### Goal of the exercise
Check each line of the data for "this" and select those that have it.

### Dataset entries
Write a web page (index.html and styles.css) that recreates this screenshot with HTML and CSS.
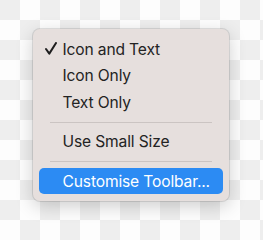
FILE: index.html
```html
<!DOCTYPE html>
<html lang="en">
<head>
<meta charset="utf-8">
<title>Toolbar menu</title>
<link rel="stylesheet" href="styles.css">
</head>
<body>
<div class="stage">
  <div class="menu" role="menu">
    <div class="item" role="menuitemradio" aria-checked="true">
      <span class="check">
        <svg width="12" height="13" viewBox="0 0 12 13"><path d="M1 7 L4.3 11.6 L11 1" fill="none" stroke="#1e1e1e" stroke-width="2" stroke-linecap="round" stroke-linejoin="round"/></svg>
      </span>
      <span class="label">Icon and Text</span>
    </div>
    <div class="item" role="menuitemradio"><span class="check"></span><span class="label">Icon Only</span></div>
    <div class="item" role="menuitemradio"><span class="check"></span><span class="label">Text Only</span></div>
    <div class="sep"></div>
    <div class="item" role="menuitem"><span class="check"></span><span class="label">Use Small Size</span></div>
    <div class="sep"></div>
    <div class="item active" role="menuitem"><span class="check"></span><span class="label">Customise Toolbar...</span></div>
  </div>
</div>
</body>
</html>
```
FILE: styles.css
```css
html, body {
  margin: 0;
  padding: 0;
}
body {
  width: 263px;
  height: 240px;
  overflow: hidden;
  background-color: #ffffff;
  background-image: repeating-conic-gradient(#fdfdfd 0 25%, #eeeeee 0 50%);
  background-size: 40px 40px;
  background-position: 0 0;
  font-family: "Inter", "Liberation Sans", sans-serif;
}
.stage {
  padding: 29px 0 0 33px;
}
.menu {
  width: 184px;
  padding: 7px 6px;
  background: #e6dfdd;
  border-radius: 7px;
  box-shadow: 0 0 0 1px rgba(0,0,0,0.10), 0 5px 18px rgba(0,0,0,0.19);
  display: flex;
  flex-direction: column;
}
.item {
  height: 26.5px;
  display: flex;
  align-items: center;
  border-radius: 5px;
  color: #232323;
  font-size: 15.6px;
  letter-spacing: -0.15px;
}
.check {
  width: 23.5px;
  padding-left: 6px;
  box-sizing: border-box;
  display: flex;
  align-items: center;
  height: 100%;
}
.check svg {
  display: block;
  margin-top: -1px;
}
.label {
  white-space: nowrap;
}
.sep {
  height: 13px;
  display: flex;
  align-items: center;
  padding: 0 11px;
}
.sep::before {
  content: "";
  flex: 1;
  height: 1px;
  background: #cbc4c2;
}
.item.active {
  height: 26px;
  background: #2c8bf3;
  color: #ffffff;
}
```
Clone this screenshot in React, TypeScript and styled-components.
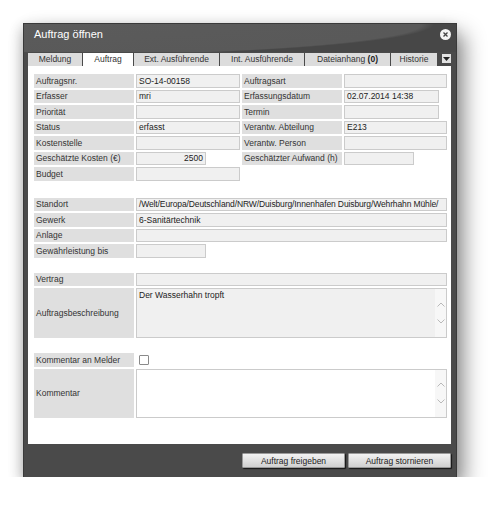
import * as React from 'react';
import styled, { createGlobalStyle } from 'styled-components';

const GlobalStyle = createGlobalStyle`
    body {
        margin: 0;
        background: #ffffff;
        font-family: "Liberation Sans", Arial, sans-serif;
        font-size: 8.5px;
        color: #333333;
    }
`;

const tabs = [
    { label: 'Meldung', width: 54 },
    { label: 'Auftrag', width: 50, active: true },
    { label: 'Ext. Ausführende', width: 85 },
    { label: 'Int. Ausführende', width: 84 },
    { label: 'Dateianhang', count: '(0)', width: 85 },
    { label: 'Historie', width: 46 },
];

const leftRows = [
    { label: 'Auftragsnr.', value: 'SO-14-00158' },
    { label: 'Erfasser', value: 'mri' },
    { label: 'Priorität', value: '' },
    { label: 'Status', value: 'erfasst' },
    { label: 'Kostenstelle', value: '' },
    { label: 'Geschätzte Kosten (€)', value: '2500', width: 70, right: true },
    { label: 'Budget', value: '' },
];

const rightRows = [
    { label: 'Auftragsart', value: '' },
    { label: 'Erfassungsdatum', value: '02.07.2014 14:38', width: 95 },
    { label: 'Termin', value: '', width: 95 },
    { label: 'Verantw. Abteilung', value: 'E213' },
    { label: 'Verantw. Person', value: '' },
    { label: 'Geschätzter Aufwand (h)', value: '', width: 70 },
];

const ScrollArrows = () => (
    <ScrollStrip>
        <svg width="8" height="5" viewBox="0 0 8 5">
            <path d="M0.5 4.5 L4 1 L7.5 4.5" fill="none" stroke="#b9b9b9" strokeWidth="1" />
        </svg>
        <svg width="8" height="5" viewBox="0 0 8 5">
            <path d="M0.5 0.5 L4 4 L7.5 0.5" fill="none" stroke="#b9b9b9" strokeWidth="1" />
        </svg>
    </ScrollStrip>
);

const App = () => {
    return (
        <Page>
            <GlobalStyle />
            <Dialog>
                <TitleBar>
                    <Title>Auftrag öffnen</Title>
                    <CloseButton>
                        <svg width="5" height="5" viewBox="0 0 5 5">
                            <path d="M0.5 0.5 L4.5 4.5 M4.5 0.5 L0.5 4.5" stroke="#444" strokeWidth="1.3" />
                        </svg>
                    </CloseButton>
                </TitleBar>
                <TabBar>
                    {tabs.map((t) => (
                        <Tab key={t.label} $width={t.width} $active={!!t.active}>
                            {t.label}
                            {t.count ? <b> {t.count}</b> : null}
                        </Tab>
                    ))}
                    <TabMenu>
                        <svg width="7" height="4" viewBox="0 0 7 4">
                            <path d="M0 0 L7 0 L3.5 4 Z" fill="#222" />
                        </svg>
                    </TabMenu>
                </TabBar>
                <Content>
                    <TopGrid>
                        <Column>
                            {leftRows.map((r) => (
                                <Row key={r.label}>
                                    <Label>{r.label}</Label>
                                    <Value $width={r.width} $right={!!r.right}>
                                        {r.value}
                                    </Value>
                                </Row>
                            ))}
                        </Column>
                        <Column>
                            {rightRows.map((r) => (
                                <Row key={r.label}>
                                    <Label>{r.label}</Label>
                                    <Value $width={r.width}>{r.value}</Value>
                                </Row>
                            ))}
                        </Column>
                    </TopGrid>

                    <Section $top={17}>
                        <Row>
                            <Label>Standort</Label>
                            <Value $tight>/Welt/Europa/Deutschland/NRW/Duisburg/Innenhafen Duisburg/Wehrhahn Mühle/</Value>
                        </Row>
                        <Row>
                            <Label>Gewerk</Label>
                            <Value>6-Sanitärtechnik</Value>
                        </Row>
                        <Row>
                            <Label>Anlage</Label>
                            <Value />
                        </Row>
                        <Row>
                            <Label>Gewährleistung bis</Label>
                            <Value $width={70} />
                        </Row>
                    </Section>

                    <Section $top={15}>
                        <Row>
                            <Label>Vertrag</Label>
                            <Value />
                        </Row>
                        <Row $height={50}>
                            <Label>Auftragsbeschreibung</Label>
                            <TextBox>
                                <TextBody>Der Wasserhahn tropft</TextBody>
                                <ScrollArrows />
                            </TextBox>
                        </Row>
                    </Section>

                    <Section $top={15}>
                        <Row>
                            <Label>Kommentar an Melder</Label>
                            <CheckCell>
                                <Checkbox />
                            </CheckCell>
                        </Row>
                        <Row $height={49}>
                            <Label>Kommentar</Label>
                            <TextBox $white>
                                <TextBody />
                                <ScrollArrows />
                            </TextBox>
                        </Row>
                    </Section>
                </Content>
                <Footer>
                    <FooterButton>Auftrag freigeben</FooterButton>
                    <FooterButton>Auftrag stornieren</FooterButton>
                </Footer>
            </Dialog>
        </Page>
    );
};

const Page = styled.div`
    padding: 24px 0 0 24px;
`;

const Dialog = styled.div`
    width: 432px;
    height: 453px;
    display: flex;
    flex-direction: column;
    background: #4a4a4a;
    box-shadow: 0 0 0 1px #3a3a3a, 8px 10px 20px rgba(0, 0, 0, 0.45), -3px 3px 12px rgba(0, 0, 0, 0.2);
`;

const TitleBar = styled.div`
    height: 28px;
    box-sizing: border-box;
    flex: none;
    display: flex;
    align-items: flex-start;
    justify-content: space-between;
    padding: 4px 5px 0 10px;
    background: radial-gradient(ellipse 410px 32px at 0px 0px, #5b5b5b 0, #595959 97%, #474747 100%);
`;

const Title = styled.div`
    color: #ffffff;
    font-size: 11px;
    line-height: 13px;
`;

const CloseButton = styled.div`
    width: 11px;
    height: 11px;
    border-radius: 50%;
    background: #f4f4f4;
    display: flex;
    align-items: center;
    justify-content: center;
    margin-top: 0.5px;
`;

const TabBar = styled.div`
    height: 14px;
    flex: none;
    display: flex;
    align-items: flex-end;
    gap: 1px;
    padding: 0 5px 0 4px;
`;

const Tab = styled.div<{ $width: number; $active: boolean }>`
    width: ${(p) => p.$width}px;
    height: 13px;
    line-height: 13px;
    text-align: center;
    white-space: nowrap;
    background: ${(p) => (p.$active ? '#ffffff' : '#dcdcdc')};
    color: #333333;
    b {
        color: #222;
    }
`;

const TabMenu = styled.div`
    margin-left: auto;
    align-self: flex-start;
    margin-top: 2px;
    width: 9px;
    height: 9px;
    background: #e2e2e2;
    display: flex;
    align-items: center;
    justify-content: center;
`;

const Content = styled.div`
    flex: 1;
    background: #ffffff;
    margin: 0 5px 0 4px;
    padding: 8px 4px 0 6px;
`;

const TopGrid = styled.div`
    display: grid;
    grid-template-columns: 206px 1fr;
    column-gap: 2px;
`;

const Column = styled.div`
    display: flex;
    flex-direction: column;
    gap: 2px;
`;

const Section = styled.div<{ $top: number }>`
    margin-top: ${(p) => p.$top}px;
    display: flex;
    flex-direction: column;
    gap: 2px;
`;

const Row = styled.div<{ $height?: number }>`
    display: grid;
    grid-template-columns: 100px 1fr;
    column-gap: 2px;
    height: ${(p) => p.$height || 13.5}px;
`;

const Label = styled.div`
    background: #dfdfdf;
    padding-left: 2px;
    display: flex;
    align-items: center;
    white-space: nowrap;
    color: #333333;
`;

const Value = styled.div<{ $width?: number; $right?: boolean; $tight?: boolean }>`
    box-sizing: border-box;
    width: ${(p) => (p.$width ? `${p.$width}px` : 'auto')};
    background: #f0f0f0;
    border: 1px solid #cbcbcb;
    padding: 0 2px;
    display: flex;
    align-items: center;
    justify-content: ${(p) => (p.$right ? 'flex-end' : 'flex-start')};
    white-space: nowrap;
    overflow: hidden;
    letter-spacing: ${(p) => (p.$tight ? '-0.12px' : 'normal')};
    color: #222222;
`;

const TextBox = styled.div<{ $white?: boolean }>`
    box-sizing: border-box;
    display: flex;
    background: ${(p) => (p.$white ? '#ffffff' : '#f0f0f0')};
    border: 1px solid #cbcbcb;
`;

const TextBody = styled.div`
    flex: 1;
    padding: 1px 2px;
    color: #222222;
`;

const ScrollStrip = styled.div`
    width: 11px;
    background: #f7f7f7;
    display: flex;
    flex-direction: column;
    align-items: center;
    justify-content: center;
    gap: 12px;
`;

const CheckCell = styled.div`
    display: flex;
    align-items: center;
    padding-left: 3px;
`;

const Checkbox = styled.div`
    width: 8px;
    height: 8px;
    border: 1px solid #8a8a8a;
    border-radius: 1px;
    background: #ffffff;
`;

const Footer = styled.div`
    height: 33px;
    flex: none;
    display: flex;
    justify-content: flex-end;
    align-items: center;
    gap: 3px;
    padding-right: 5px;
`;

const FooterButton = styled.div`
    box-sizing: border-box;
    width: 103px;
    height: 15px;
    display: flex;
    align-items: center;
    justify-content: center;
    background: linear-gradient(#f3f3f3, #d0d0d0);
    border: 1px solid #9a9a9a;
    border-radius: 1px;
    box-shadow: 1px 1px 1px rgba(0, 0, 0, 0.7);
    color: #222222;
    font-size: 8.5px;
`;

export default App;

### Reply to the exercise
Write a web page (index.html and styles.css) that recreates this screenshot with HTML and CSS.
Clone this screenshot in React, TypeScript and styled-components.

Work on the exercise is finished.